Après Comme de longs échos (fleuve noir – 2017), le personnage de Mathilde Sénéchal, capitaine de police en poste à Lille, reprend du service pour une enquête qui va la mener au plus profond d’elle-même.
Mathilde, pendant l’été de ses neuf ans a fait une chute de vélo. Depuis, elle n’a plus de souvenirs antérieurs, garde une cicatrice sur le crâne et réagit de façon parfois violente à des odeurs, des parfums. Elle partage sa vie entre Albert, son chef de groupe, proche de la retraite mais atteint d’un cancer et Pierre, un quadragénaire sauvage, photographe, guide de haute montagne. Elle joue les mères de substitution auprès d’Adèle, une gamine de treize ans, qui habite une maison voisine de celle de Pierre.
L’avant-veille, elle a passé la nuit avec Albert pour fêter sa dernière séance de radiothérapie avant de rejoindre Pierre. C’est de lui qu’elle apprend la disparition en mer de l’amant qu’elle vient de quitter. Revenue sur place, un marin lui remet un paquet et une lettre de la part d’Albert. Ce dernier l’enjoint à enquêter sur son passé, lui donnant quelques maigres pistes. Parallèlement, Pierre reçoit la visite d’un policier qui vient de la part d’Albert, lui remettre un dossier et réaffirmer qu’il faut porter assistance à Mathilde, même si elle refuse et… surtout si elle refuse ! Et celle-ci n’a pas d’autres échappatoires. Elle doit retourner sur les lieux de son enfance, fouiller dans ce passé qui lui échappe, qui la terrorise et résoudre enfin l’énigme de la disparition de Jeanne Bihorel, le même jour que l’accident de vélo, il y a trente ans…
Mathilde vit mal, très mal depuis trois décennies. Elle cache cette douleur sous une carapace de froideur. Pour elle, la romancière bouscule le triangle amoureux traditionnel qui met en scène un homme et deux femmes, en général épouse et maîtresse, en articulant autour de son héroïne les amours de deux hommes qui, de plus, sont au courant de la relation avec l’autre.

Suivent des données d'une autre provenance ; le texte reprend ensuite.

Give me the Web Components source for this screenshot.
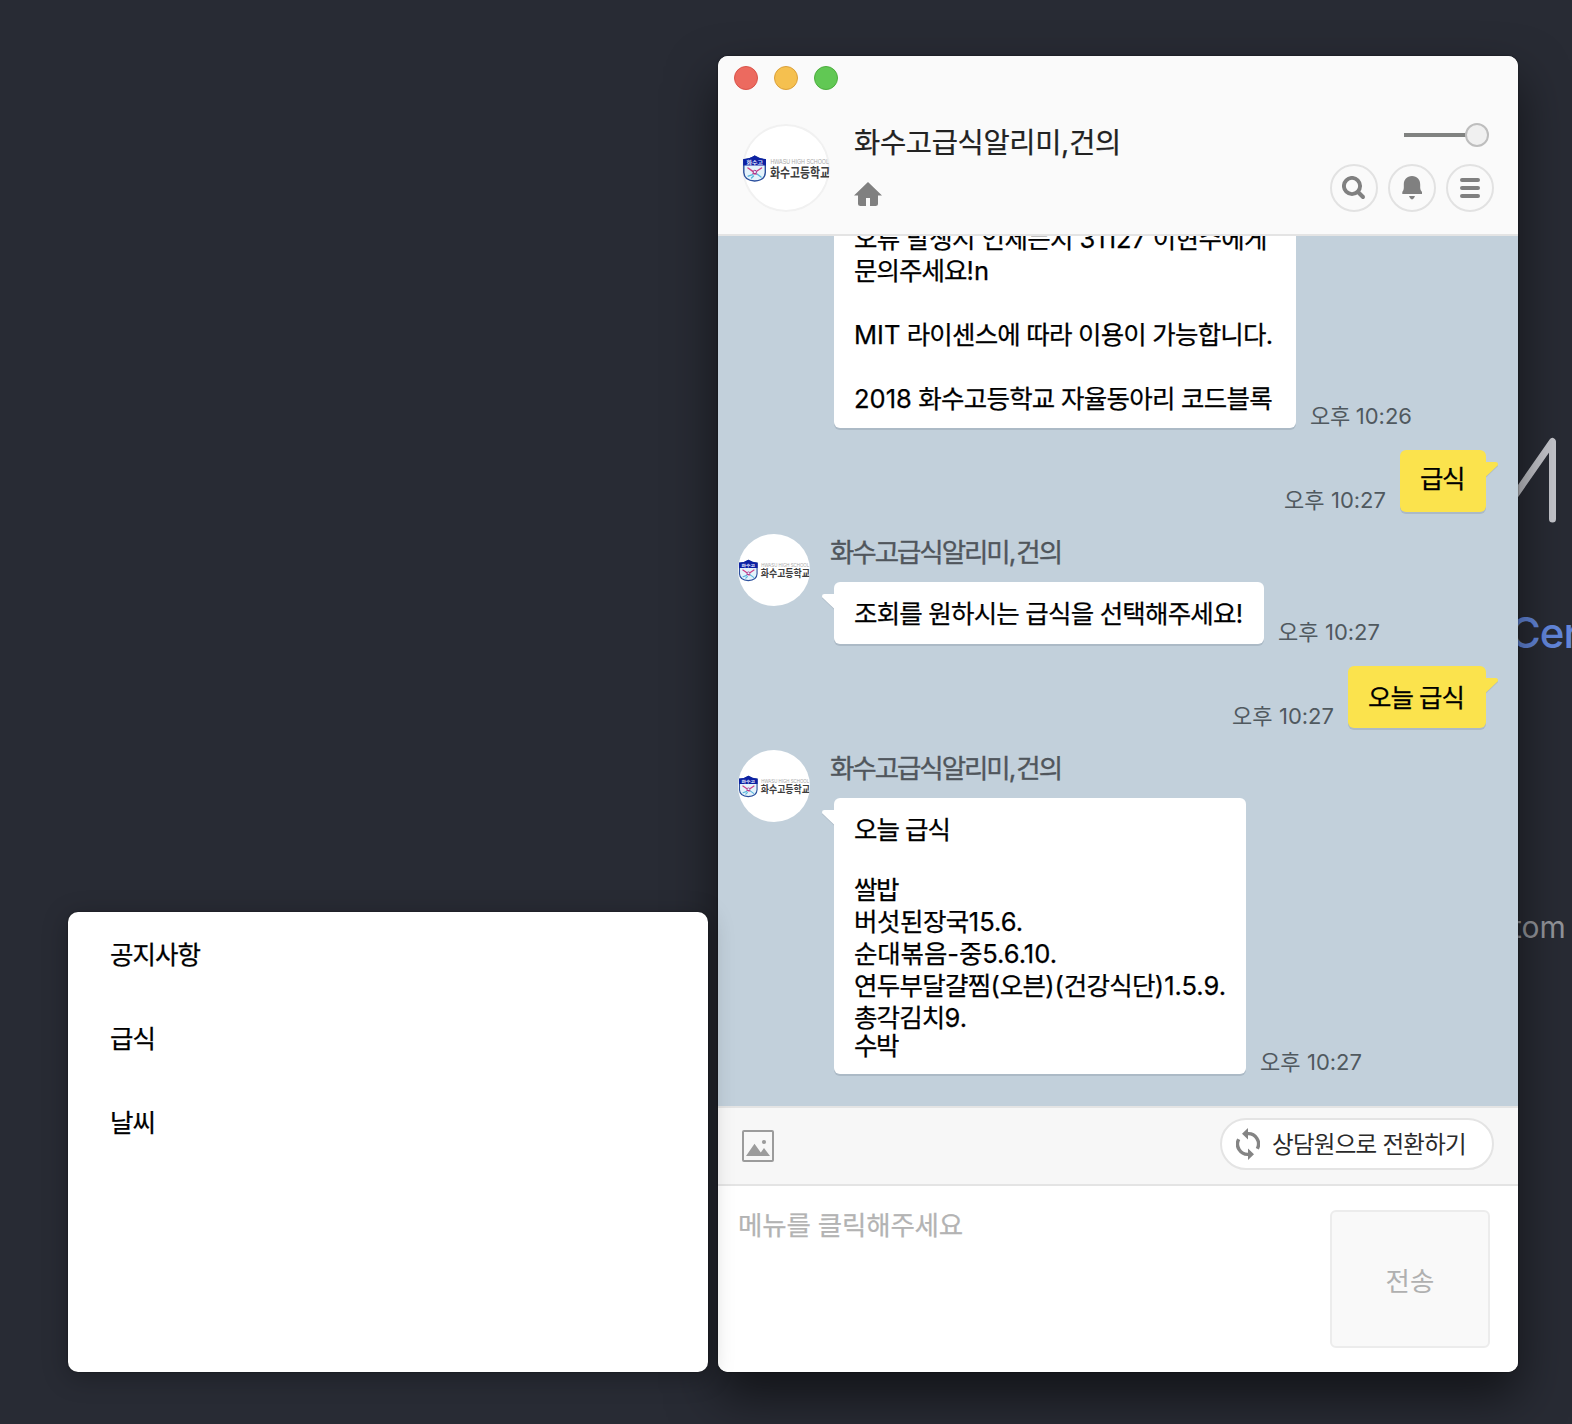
<!DOCTYPE html>
<html lang="ko">
<head>
<meta charset="utf-8">
<title>화수고급식알리미,건의</title>
<style>
  html, body { margin: 0; height: 100%; }
  body { width: 1572px; height: 1424px; overflow: hidden; background: #282b34; font-family: Inter, "Noto Sans CJK KR", sans-serif; }
</style>
</head>
<body>
<desk-top></desk-top>
<script>
const define = (name, html, setup) => {
  const t = document.createElement('template');
  t.innerHTML = html;
  customElements.define(name, class extends HTMLElement {
    connectedCallback() {
      if (this.shadowRoot) return;
      this.attachShadow({ mode: 'open' }).append(t.content.cloneNode(true));
      if (setup) setup(this, this.shadowRoot);
    }
  });
};

/* One line of text. Its Hangul is tracked to reach the width in "w"; Latin runs and digits keep their own spacing. */
define('fit-text', `<style>:host{display:block;width:max-content} span{display:inline-block;white-space:pre} ::slotted(i){font-style:normal;letter-spacing:0}</style><span><slot></slot></span>`, (el, root) => {
  const span = root.querySelector('span');
  const w = parseFloat(el.getAttribute('w'));
  const h = el.getAttribute('h');
  if (h) { el.style.height = h + 'px'; el.style.lineHeight = h + 'px'; }
  if (w) {
    const text = el.textContent;
    const n = [...text.replace(/[\x21-\x7e]/g, '')].length;
    el.innerHTML = text.replace(/[\x21-\x7e]+/g, '<i>$&</i>');
    el.style.letterSpacing = ((w - span.getBoundingClientRect().width) / n).toFixed(3) + 'px';
    el.style.width = w + 'px';
  }
});

define('school-avatar', `
  <style>:host{display:block;flex:none;width:72px;height:72px;border-radius:50%;overflow:hidden;background:#fff}
  :host([large]){width:88px;height:88px;box-shadow:inset 0 0 0 2px #f1f1f1}
  svg{display:block;width:100%;height:100%}</style>
  <svg viewBox="0 0 88 88">
    <path d="M1.8 35.6 Q8 35.4 12.6 32.2 Q17.500 35.4 23.300 35.6 V48.500 Q23 56.400 12.600 57 Q2.200 56.400 1.800 48.500Z" fill="#e4f3fb" stroke="#2b4f9d" stroke-width="1.400"/>
    <path d="M1.200 35.200 Q8 35 12.600 31.600 Q17.500 35 24 35.200 V41.500 H1.200Z" fill="#0d21a3"/>
    <text x="4.400" y="40.300" font-size="4.800" font-weight="700" textLength="16.500" lengthAdjust="spacingAndGlyphs" fill="#e8ecff" font-family="Noto Sans CJK KR, sans-serif">화수고</text>
    <path d="M6 44 l4.500 3.200 M19.500 44 l-4.500 3 M11 49.400 l3.500 .5" stroke="#cf3f86" stroke-width="1.500" stroke-linecap="round"/>
    <path d="M6.200 52.200 l4.500 -1.600 M19 53 l-4 -3 M9.500 54 l2 -2" stroke="#58b4dc" stroke-width="1.400" stroke-linecap="round"/>
    <circle cx="12.800" cy="48" r="1.700" fill="none" stroke="#a6388f" stroke-width="1"/>
    <text x="28.400" y="40" font-size="7.400" textLength="58.600" lengthAdjust="spacingAndGlyphs" fill="#a9a9a9" font-family="Liberation Sans, sans-serif">HWASU HIGH SCHOOL</text>
    <text x="27.900" y="52.800" font-size="13" font-weight="700" textLength="60" lengthAdjust="spacingAndGlyphs" fill="#3d3d3d" font-family="Noto Sans CJK KR, sans-serif">화수고등학교</text>
  </svg>`);

define('traffic-lights', `
  <style>:host{display:flex;gap:16px;padding:10px 0 0 16px}
  i{width:24px;height:24px;border-radius:50%;box-sizing:border-box;border:1px solid}
  .r{background:#ec6a5f;border-color:#d9534a}.y{background:#f5c04f;border-color:#dba03a}.g{background:#61c854;border-color:#4cae3e}</style>
  <i class="r"></i><i class="y"></i><i class="g"></i>`);

define('round-button', `
  <style>:host{display:grid;place-items:center;width:48px;height:48px;box-sizing:border-box;border:2px solid #e2e2e2;border-radius:50%}</style>
  <slot></slot>`);

define('volume-slider', `
  <style>:host{display:flex;align-items:center;height:24px}
  b{width:62px;height:4px;background:#808280;margin-right:-1px} i{width:24px;height:24px;box-sizing:border-box;border:2px solid #bebebe;border-radius:50%;background:#f0f0f0}</style>
  <b></b><i></i>`);

define('chat-header', `
  <style>
  :host{display:block;height:178px;background:#fafafa;border-bottom:2px solid #e4e4e4}
  .row{display:flex;padding:34px 24px 0 24px}
  .mid{flex:1;padding-left:24px}
  fit-text{font-size:28.5px;color:#222;-webkit-text-stroke:.25px #222}
  .home{display:block;margin-top:20px}
  .right{display:flex;flex-direction:column;align-items:flex-end}
  volume-slider{margin:-1px 5px 0 0}
  .btns{display:flex;gap:10px;margin-top:17px}
  svg{display:block}
  </style>
  <traffic-lights></traffic-lights>
  <div class="row">
    <school-avatar large></school-avatar>
    <div class="mid"><fit-text w="267" h="38">화수고급식알리미,건의</fit-text>
      <svg class="home" width="28" height="24" viewBox="0 0 28 24"><path fill="#808080" d="M14 0 L28 13.600 H24 V21.500 Q24 24 21.500 24 H16 V16 H12 V24 H6.500 Q4 24 4 21.500 V13.600 H0Z"/></svg>
    </div>
    <div class="right">
      <volume-slider></volume-slider>
      <div class="btns">
        <round-button><svg width="24" height="24" viewBox="0 0 24 24" fill="none" stroke="#808080"><circle cx="10" cy="10" r="8.100" stroke-width="3.900"/><path d="M16 16 L21 21" stroke-width="4" stroke-linecap="round"/></svg></round-button>
        <round-button><svg width="24" height="24" viewBox="0 0 24 24" fill="#808080"><path d="M12 0 C6.800 0 3.800 3.600 3.800 8.500 V12 Q3.800 14.200 2.300 16 V18 H22 V16 Q20.200 14.200 20.200 12 V8.500 C20.200 3.600 17.200 0 12 0Z"/><path d="M9 20 H15 L14 22 Q13 23.400 12 23.400 T10 22Z"/></svg></round-button>
        <round-button><svg width="24" height="24" viewBox="0 0 24 24" stroke="#808080" stroke-width="4" stroke-linecap="round"><path d="M4 4H20M4 12H20M4 20H20"/></svg></round-button>
      </div>
    </div>
  </div>`);

define('chat-bubble', `
  <style>
  :host{display:block;position:relative;box-sizing:border-box;background:var(--c,#fff);border-radius:6px;padding:16px 20px 14px;color:#000;font-size:25.500px;-webkit-text-stroke:.25px #000;box-shadow:0 2px 0 #acbac6}
  :host([mine]){--c:#fbe34d}
  svg{display:none;position:absolute;top:12px;left:-12px;filter:drop-shadow(0 1.500px 0 #acbac6)}
  :host([tail]) svg{display:block}
  :host([mine]) svg{left:auto;right:-12px;transform:scaleX(-1)}
  path{fill:var(--c,#fff)}
  </style>
  <svg width="12" height="16" viewBox="0 0 12 16"><path d="M12 0 H2.500 Q-1 .3 .4 3.500 L12 14.600Z"/></svg>
  <slot></slot>`);

define('chat-message', `
  <style>
  :host{display:flex;flex:none;margin-bottom:22px;align-items:flex-end;padding-left:20px}
  :host([mine]){flex-direction:row-reverse;padding:0 32px 0 0}
  school-avatar{align-self:flex-start}
  .gap{width:96px;flex:none}
  .col{display:flex;flex-direction:column;align-items:flex-start}
  .from{height:48px;margin-left:20px;color:#50565c;font-size:26.500px;-webkit-text-stroke:.35px}
  .body{margin-left:24px}
  .plain{margin-left:0}
  .time{margin:0 14px -2px;color:#50595f;font-size:22px}
  </style>`, (el, root) => {
  const mine = el.hasAttribute('mine'), from = el.getAttribute('from');
  root.innerHTML += (mine ? '' : from ? '<school-avatar></school-avatar>' : '<div class="gap"></div>') +
    `<div class="col">${from ? `<div class="from"><fit-text w="231" h="36">${from}</fit-text></div>` : ''}
     <div class="body ${from ? '' : 'plain'}"><slot></slot></div></div>
     <fit-text class="time" w="102" h="27">${el.getAttribute('time')}</fit-text>`;
});

define('chat-log', `
  <style>
  :host{display:flex;flex-direction:column;justify-content:flex-end;height:870px;overflow:hidden;background:#c2d0db;box-sizing:border-box;padding-bottom:10px}
  </style>
  <chat-message time="오후 10:26"><chat-bubble style="width:462px;padding:17px 20px 13px">
    <fit-text w="413" h="32">오류 발생시 언제든지 31127 이현수에게</fit-text>
    <fit-text w="135" h="32">문의주세요!n</fit-text>
    <fit-text h="32"> </fit-text>
    <fit-text w="419" h="32">MIT 라이센스에 따라 이용이 가능합니다.</fit-text>
    <fit-text h="32"> </fit-text>
    <fit-text w="418" h="32">2018 화수고등학교 자율동아리 코드블록</fit-text>
  </chat-bubble></chat-message>
  <chat-message mine time="오후 10:27"><chat-bubble mine tail style="width:86px;padding:12px 20px 18px"><fit-text w="44" h="33" style="margin-bottom:-1px">급식</fit-text></chat-bubble></chat-message>
  <chat-message from="화수고급식알리미,건의" time="오후 10:27"><chat-bubble tail style="width:430px"><fit-text w="389" h="32">조회를 원하시는 급식을 선택해주세요!</fit-text></chat-bubble></chat-message>
  <chat-message mine time="오후 10:27"><chat-bubble mine tail style="width:138px"><fit-text w="96" h="32">오늘 급식</fit-text></chat-bubble></chat-message>
  <chat-message from="화수고급식알리미,건의" time="오후 10:27"><chat-bubble tail style="width:412px;padding:18px 20px 17px">
    <fit-text w="96" h="28">오늘 급식</fit-text>
    <fit-text h="30"> </fit-text>
    <fit-text w="44" h="32">쌀밥</fit-text>
    <fit-text w="169" h="32">버섯된장국15.6.</fit-text>
    <fit-text w="203" h="32">순대볶음-중5.6.10.</fit-text>
    <fit-text w="372" h="32">연두부달걀찜(오븐)(건강식단)1.5.9.</fit-text>
    <fit-text w="113" h="32">총각김치9.</fit-text>
    <fit-text w="44" h="23">수박</fit-text>
  </chat-bubble></chat-message>`);

define('chat-toolbar', `
  <style>
  :host{display:flex;height:76px;background:#f7f7f7;border-top:2px solid #e4e4e4;border-bottom:2px solid #e4e4e4;justify-content:space-between;align-items:flex-start;padding:0 24px}
  .img{margin-top:22px;display:block}
  .pill{display:flex;align-items:center;box-sizing:border-box;width:274px;height:52px;margin-top:10px;border:2px solid #e4e4e4;border-radius:26px;background:#fff;padding-left:14px;gap:12px;font-size:23.500px;color:#2a2a2a}
  .pill fit-text{padding-top:1px}
  </style>
  <svg class="img" width="32" height="32" viewBox="0 0 32 32"><rect x="1" y="1" width="30" height="30" rx="1" fill="none" stroke="#9b9b9b" stroke-width="2"/><path fill="#9b9b9b" d="M4 26 L12.500 13.800 L18.800 22.500 L22 18 L28 26Z"/><circle cx="22" cy="12" r="2.100" fill="#9b9b9b"/></svg>
  <div class="pill">
    <svg width="24" height="32" viewBox="0 0 24 32"><g fill="none" stroke="#848484" stroke-width="3.400"><path d="M11.500 5.700 A10.300 10.300 0 0 1 21.300 20.800"/><path d="M12.500 26.300 A10.300 10.300 0 0 1 2.700 11.200"/></g><path fill="#848484" d="M12 0 V11.500 L6 5.700Z M12 20.500 V32 L18 26.300Z"/></svg>
    <fit-text w="194" h="34">상담원으로 전환하기</fit-text>
  </div>`);

define('chat-input', `
  <style>
  :host{display:flex;justify-content:space-between;height:186px;background:#fff;box-sizing:border-box;padding:24px 28px 24px 20px}
  .ph{color:#b3b3b3;font-size:26.500px;-webkit-text-stroke:.25px #b3b3b3}
  .send{display:grid;place-items:center;box-sizing:border-box;width:160px;height:138px;background:#f9f9f9;border:2px solid #ececec;border-radius:6px;color:#b0b0b0;font-size:26.500px;padding-top:4px}
  </style>
  <fit-text class="ph" w="225" h="30">메뉴를 클릭해주세요</fit-text>
  <div class="send"><fit-text w="49" h="40">전송</fit-text></div>`);

define('chat-window', `
  <style>
  :host{display:block;width:800px;height:1316px;border-radius:10px;background:#fff}
  .clip{border-radius:10px;overflow:hidden;height:100%}
  :host{box-shadow:0 0 2px rgba(0,0,0,.6),0 24px 50px rgba(0,0,0,.55)}
  </style>
  <div class="clip"><chat-header></chat-header><chat-log></chat-log><chat-toolbar></chat-toolbar><chat-input></chat-input></div>`);

define('menu-popup', `
  <style>
  :host{display:flex;flex-direction:column;gap:52px;box-sizing:border-box;width:640px;height:460px;border-radius:10px;background:#fff;padding:27px 42px;color:#000;font-size:25.500px;-webkit-text-stroke:.25px #000;position:relative;box-shadow:0 0 2px rgba(0,0,0,.5),0 5px 26px rgba(0,0,0,.28)}
  </style>
  <fit-text w="90" h="32">공지사항</fit-text><fit-text w="45" h="32">급식</fit-text><fit-text w="45" h="32">날씨</fit-text>`);

/* Editor splash that shows at the right edge, behind the windows. */
define('splash-screen', `
  <style>
  :host{display:block;position:absolute;inset:0;overflow:hidden}
  svg,.t{position:absolute}
  svg{left:1490px;top:430px}
  .a{left:1510px;top:606px;font:500 42px/54px Inter,sans-serif;letter-spacing:-1px;color:#6387dc}
  .b{left:1512px;top:908px;font:400 30px/38px Inter,sans-serif;color:#92949a}
  </style>
  <svg width="82" height="100" viewBox="0 0 82 100" fill="none" stroke="#c5c6cc" stroke-width="7" stroke-linecap="round" stroke-linejoin="round"><path d="M12 84 L62.500 11.500 V89"/></svg>
  <fit-text class="t a">Cer</fit-text><fit-text class="t b">tom</fit-text>`);

define('desk-top', `
  <style>
  :host{display:block;position:relative;width:1572px;height:1424px;overflow:hidden;background:#282b34}
  .wins{position:relative;display:flex;gap:10px;align-items:flex-end;padding:56px 54px 52px 68px;box-sizing:border-box;height:100%}
  menu-popup{z-index:1}
  </style>
  <splash-screen></splash-screen>
  <div class="wins"><menu-popup></menu-popup><chat-window></chat-window></div>`);
</script>
</body>
</html>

Détaillant avec minutie les affres qui rongent Mathilde, elle lui fait vivre une quête douloureuse pour… revivre. Elle l’entoure d’une galerie de personnages hauts en couleur, campés avec rigueur et pare chacun d’un profil psychologique conçu avec soin. La romancière retient, comme cadre de son intrigue, un village comme il en existe beaucoup, où règne une atmosphère lourde, nourrie de haines recuites par les années, de querelles de famille, de jalousies exacerbées par des mensonges, rumeurs, ragots, voire calomnies.
C’est ainsi que le lecteur peut voir évoluer sa grand-mère, une maîtresse femme, sa mère réfugiée dans un établissement psychiatrique, son père architecte, Pierre son amant qui poursuit le rêve de photographier un ours qui hante la région où il vit et qu’il a surnommé Titan. Mais elle trouve des moments de grâce avec Adèle, la petite voisine de Pierre.
C’est le parcours de Mathilde qui part à la reconquête de ses souvenirs et qui va devoir lever le voile sur des événements qu’elle a voulu oublier.
Avec une écriture fluide, un style puissant, des dialogues percutants, un vocabulaire riche, un choix d’images frappantes, Elena Piacentini offre un récit inhabituel, un très bon polar servi par une intrigue labyrinthique.
serge perraud
Elena Piacentini, Vaste comme la nuit, Fleuve noir, coll. “Romans policiers & thrillers”, août 2019, 312 p. – 19,90 €.